A Benjamin Cole post
My libertarian friends bridle at the idea that there is a social contract that binds citizens together, however loosely.
My libertarian friends all have IQs of 140 and above, I suspect. They can survive and even prosper in a monetarily suffocated, slow-growth economy entangled in taxes and regulations.
To be fair, my libertarian friends do call for fewer regulations and taxes of the type they do not like. But they do stop there.
So I ask, “Is the following good public policy?”
- Asphyxiate the economy through years of central bank tight-money policies.
- All but universally outlaw pushcart vending and sidewalk retailing, home restaurants, front-yard businesses, informal speakeasies, prostitution, and almost any other business an ordinary citizen can start.
- Bash the minimum wage.
You don’t have to live long in SE Asia before you find that pushcart vendors and sidewalk retailers are common, and accepted. Anyone with a $50 load of fruit or large vat of soup to sell can try their luck on city streets. There is a minimum wage in Thailand, but so low as to be meaningless—and besides, anyone can go into business for themselves at any time. In large parts of SE Asia, the wage has to be higher than an employee can make self-employed.

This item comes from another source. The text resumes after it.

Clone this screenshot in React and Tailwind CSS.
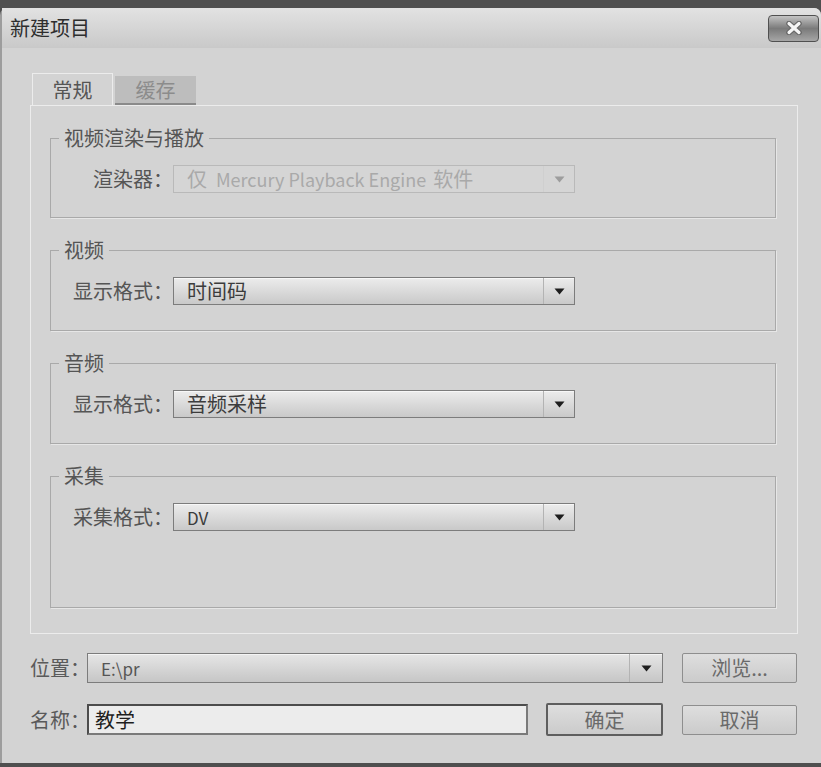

But in the United States, it is virtually impossible to be a sidewalk vendor, and difficult even to be a food-truck operator (and those trucks are not cheap, btw).
Sadly, the minimum wage still does not help average people much, as it perhaps prevents the market from clearing off unemployment.
But relentlessly tight money has probably hurt working people more than any other policy of the last 30 years.
Unfortunately, routinely outlawed sidewalk vending is the province of state and local governments—and what landlord wants sidewalk vending in front of his commercial retail building? Ain’t going to happen in the U.S. Federal intervention on behalf of commercial freedom seems unlikely. The GOP is mute, and the Donks don’t care.
So, I see no practical solution to this unfair set of social contracts that in fact exist, whether my libertarian friends want to recognize those contracts or not.
But the next time you hear someone pompously pontificating about the perils of the minimum wage and the glories of free association and free markets—ask them, “Should not pushcart vending be legal?”
And why is the U.S. Federal Reserve suffocating the economy?
Who benefits from tight-money, no minimum wage, and the barring of millions from starting their own businesses?